Key characteristics:
- Subset of data warehouse: Contains a specific portion of data.
- Focused: Tailored to the needs of a specific department or business unit.
- Summarized data for High Performance: Often contains aggregated data for faster query performance.
Popular tools:
- Same as data warehouse tools, but with a focus on data extraction and transformation specific to a particular business unit or function.
Data Lake
A data lake is a centralized repository that stores raw data in its native format, without any initial structuring or processing. It’s designed to hold vast amounts of structured, semi-structured, and unstructured data.
Key characteristics:
- Raw data: Stores data in its original format.
- Schema-on-read: Data structure is defined when querying.
- Scalable: Can handle massive volumes of data.
- Variety: Supports multiple data types and formats.
Popular tools:
- Amazon S3
- Azure Data Lake Storage
- Google Cloud Storage
- Hadoop Distributed File System (HDFS)
- Databricks on AWS, Azure Databricks
Data Lakehouse
A data lakehouse combines the best of both data warehouses and data lakes. It offers a unified platform for storing raw and processed data, enabling both exploratory analysis and operational analytics.
Key characteristics:
- Hybrid architecture: Combines data lake and data warehouse capabilities.

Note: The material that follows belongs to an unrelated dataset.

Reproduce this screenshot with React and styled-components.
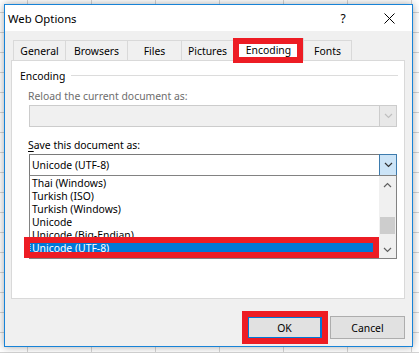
import React from 'react';
import styled, { createGlobalStyle, css } from 'styled-components';

const GlobalStyle = createGlobalStyle`
    html, body {
        margin: 0;
        padding: 0;
        background: #fff;
    }
`;

const Desktop = styled.div`
    width: 419px;
    height: 353px;
    box-sizing: border-box;
    padding: 4px 0 0 4px;
    overflow: hidden;
    background-color: #fff;
    background-image:
        linear-gradient(to bottom, #d4d4d4 1px, transparent 1px),
        linear-gradient(to right, #d4d4d4 1px, transparent 1px);
    background-size: 64px 20px;
    background-position: 27px 12px;
    font-family: "Noto Sans", "Liberation Sans", sans-serif;
    font-size: 10.4px;
    color: #000;
`;

const Dialog = styled.div`
    width: 409px;
    height: 343px;
    box-sizing: border-box;
    border: 1px solid #1883d7;
    background: #f0f0f0;
    box-shadow: 0 0 8px rgba(0, 0, 0, 0.35);
    display: flex;
    flex-direction: column;
`;

const TitleBar = styled.div`
    height: 26px;
    background: #fff;
    display: flex;
    align-items: center;
    padding-left: 3px;
`;

const Title = styled.span`
    flex: 1;
    font-size: 11.3px;
`;

const CaptionButton = styled.span`
    width: 46px;
    height: 26px;
    display: flex;
    align-items: center;
    justify-content: center;
    font-size: 12px;
`;

const Body = styled.div`
    flex: 1;
    padding: 9px 7px 0 6px;
    display: flex;
    flex-direction: column;
`;

const TabStrip = styled.div`
    display: flex;
    align-items: flex-end;
    height: 20px;
    padding-left: 2px;
    position: relative;
    z-index: 2;
`;

const flag = css`
    position: relative;
    &::after {
        content: '';
        position: absolute;
        inset: ${p => p.$flag};
        border: 6px solid #ed1c24;
        pointer-events: none;
        z-index: 5;
    }
`;

const Tab = styled.div`
    width: ${p => p.$w}px;
    height: ${p => (p.$active ? 22 : 20)}px;
    box-sizing: border-box;
    border: 1px solid #d9d9d9;
    border-bottom: none;
    margin-left: -1px;
    background: ${p => (p.$active ? '#fff' : '#f0f0f0')};
    display: flex;
    align-items: center;
    justify-content: center;
    padding-top: ${p => (p.$active ? 1 : 0)}px;
    &:first-child {
        margin-left: 0;
    }
    ${p => p.$flag && flag}
`;

const Panel = styled.div`
    height: 239px;
    box-sizing: border-box;
    border: 1px solid #d9d9d9;
    background: #fff;
    padding: 8px 6px 0 8px;
`;

const GroupHeader = styled.div`
    display: flex;
    align-items: center;
    gap: 6px;
    height: 14px;
`;

const GroupLine = styled.div`
    flex: 1;
    height: 1px;
    background: #dcdcdc;
    margin-top: -1px;
`;

const GroupBody = styled.div`
    padding-left: 8px;
    display: flex;
    flex-direction: column;
`;

const Label = styled.div`
    height: 14px;
    line-height: 14px;
    margin-top: ${p => p.$top}px;
    color: ${p => (p.$disabled ? '#6d6d6d' : '#000')};
    u {
        text-decoration: underline;
        text-underline-offset: 2px;
    }
`;

const Combo = styled.div`
    margin: 2px 0 0 1px;
    width: 368px;
    height: 22px;
    box-sizing: border-box;
    border: 1px solid ${p => (p.$disabled ? '#cccccc' : '#7a7a7a')};
    background: ${p => (p.$disabled ? '#f0f0f0' : '#fff')};
    display: flex;
    align-items: stretch;
`;

const ComboText = styled.span`
    flex: 1;
    padding-left: 2px;
    line-height: 20px;
`;

const DropButton = styled.span`
    width: 18px;
    margin: -1px -1px -1px 0;
    box-sizing: border-box;
    border: 1px solid ${p => (p.$disabled ? '#cccccc' : '#3d7bad')};
    background: ${p => (p.$disabled ? '#e8e8e8' : '#cce4f7')};
    display: flex;
    align-items: center;
    justify-content: center;
`;

const List = styled.div`
    margin: -1px 0 0 1px;
    width: 368px;
    height: 84px;
    box-sizing: border-box;
    border: 1px solid #828282;
    background: #fff;
    display: flex;
`;

const Rows = styled.div`
    flex: 1;
    padding-top: 1px;
`;

const Row = styled.div`
    height: 13px;
    line-height: 13px;
    padding-left: 2px;
    white-space: nowrap;
    background: ${p => (p.$selected ? '#0078d7' : 'transparent')};
    color: ${p => (p.$selected ? '#fff' : '#000')};
    outline: ${p => (p.$selected ? '1px dotted #8cc4ee' : 'none')};
    outline-offset: -1px;
    ${p => p.$flag && flag}
`;

const ScrollBar = styled.div`
    width: 17px;
    background: #f0f0f0;
    display: flex;
    flex-direction: column;
`;

const ScrollArrow = styled.div`
    height: 17px;
    display: flex;
    align-items: center;
    justify-content: center;
`;

const Track = styled.div`
    flex: 1;
    padding: 24px 1px 0;
`;

const Thumb = styled.div`
    height: 17px;
    background: #cdcdcd;
`;

const Footer = styled.div`
    display: flex;
    justify-content: flex-end;
    gap: 8px;
    margin-top: 17px;
`;

const Button = styled.div`
    width: 75px;
    height: 23px;
    box-sizing: border-box;
    border: ${p => (p.$default ? '2px solid #0078d7' : '1px solid #adadad')};
    background: #e1e1e1;
    display: flex;
    align-items: center;
    justify-content: center;
    ${p => p.$flag && flag}
`;

const Chevron = ({ up, color = '#333' }) => (
    <svg width="9" height="6" viewBox="0 0 9 6">
        <polyline
            points={up ? '1,5 4.5,1.5 8,5' : '1,1 4.5,4.5 8,1'}
            fill="none"
            stroke={color}
            strokeWidth="1.2"
        />
    </svg>
);

const CloseIcon = () => (
    <svg width="11" height="11" viewBox="0 0 11 11">
        <path d="M0.5 0.5 L10.5 10.5 M10.5 0.5 L0.5 10.5" stroke="#000" strokeWidth="1" />
    </svg>
);

const tabs = [
    { label: 'General', w: 53 },
    { label: 'Browsers', w: 63 },
    { label: 'Files', w: 55 },
    { label: 'Pictures', w: 53 },
    { label: 'Encoding', w: 71, active: true },
    { label: 'Fonts', w: 49 },
];

const encodings = [
    'Thai (Windows)',
    'Turkish (ISO)',
    'Turkish (Windows)',
    'Unicode',
    'Unicode (Big-Endian)',
    'Unicode (UTF-8)',
];

export default function App() {
    return (
        <>
            <GlobalStyle />
            <Desktop>
                <Dialog>
                    <TitleBar>
                        <Title>Web Options</Title>
                        <CaptionButton>?</CaptionButton>
                        <CaptionButton><CloseIcon /></CaptionButton>
                    </TitleBar>
                    <Body>
                        <TabStrip>
                            {tabs.map(t => (
                                <Tab
                                    key={t.label}
                                    $w={t.w}
                                    $active={t.active}
                                    $flag={t.active ? '-1px 0 -3px -1px' : undefined}
                                >
                                    {t.label}
                                </Tab>
                            ))}
                        </TabStrip>
                        <Panel>
                            <GroupHeader>
                                <span>Encoding</span>
                                <GroupLine />
                            </GroupHeader>
                            <GroupBody>
                                <Label $top={6} $disabled>Reload the current document as:</Label>
                                <Combo $disabled>
                                    <ComboText />
                                    <DropButton $disabled><Chevron color="#bfbfbf" /></DropButton>
                                </Combo>
                                <Label $top={11}><u>S</u>ave this document as:</Label>
                                <Combo>
                                    <ComboText>Unicode (UTF-8)</ComboText>
                                    <DropButton><Chevron /></DropButton>
                                </Combo>
                                <List>
                                    <Rows>
                                        {encodings.map((e, i) => {
                                            const sel = i === encodings.length - 1;
                                            return (
                                                <Row key={e} $selected={sel} $flag={sel ? '-5px 0 -3px -6px' : undefined}>
                                                    {e}
                                                </Row>
                                            );
                                        })}
                                    </Rows>
                                    <ScrollBar>
                                        <ScrollArrow><Chevron up color="#606060" /></ScrollArrow>
                                        <Track><Thumb /></Track>
                                        <ScrollArrow><Chevron color="#606060" /></ScrollArrow>
                                    </ScrollBar>
                                </List>
                            </GroupBody>
                        </Panel>
                        <Footer>
                            <Button $default $flag="-7px -8px -7px -7px">OK</Button>
                            <Button>Cancel</Button>
                        </Footer>
                    </Body>
                </Dialog>
            </Desktop>
        </>
    );
}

- Unified storage: Stores data in a single location.
- Transactional and analytical workloads: Supports both types of workloads.
- Scalability: Can handle large volumes of data and diverse workloads.
- Cost-Efficiency: Provides cost-effective storage with performant query capabilities.
Popular tools:
- Databricks: Lakehouse platforms on AWS, Azure (with Delta Lake technology)
- Snowflake: Extended capabilities to support data lake and data warehouse functionalities
- Amazon Web Services (AWS): AWS Lake Formation combined with Redshift Spectrum
- Microsoft Azure: Azure Synapse Analytics with integrated lakehouse features
- Google Cloud Platform (GCP): BigQuery with extended data lake capabilities
Similarities and Differences
Feature | Data Warehouse | Data Mart | Data Lake | Data Lakehouse |
---|---|---|---|---|
Purpose | Support enterprise-wide decision making | Support specific business units | Store raw data for exploration | Combine data lake and warehouse |
Data Structure | Structured | Structured | Structured, semi-structured, unstructured | Structured and unstructured |
Scope | Enterprise-wide | Departmental | Enterprise-wide | Enterprise-wide |
Data Processing | Highly processed | Summarized | Minimal processing | Hybrid |
Query Performance | Optimized for querying | Optimized for specific queries | Varies based on data format and query complexity | Optimized for both |
When to Use –
- Data warehouse: For enterprise-wide reporting and analysis.
- Data mart: For departmental reporting and analysis.
- Data lake: For exploratory data analysis, data science, and machine learning.
- Data lakehouse: For a unified approach to data management and analytics.
In many cases, organizations use a combination of these approaches to meet their data management needs. For example, a data lakehouse can serve as a foundation for building data marts and data warehouses.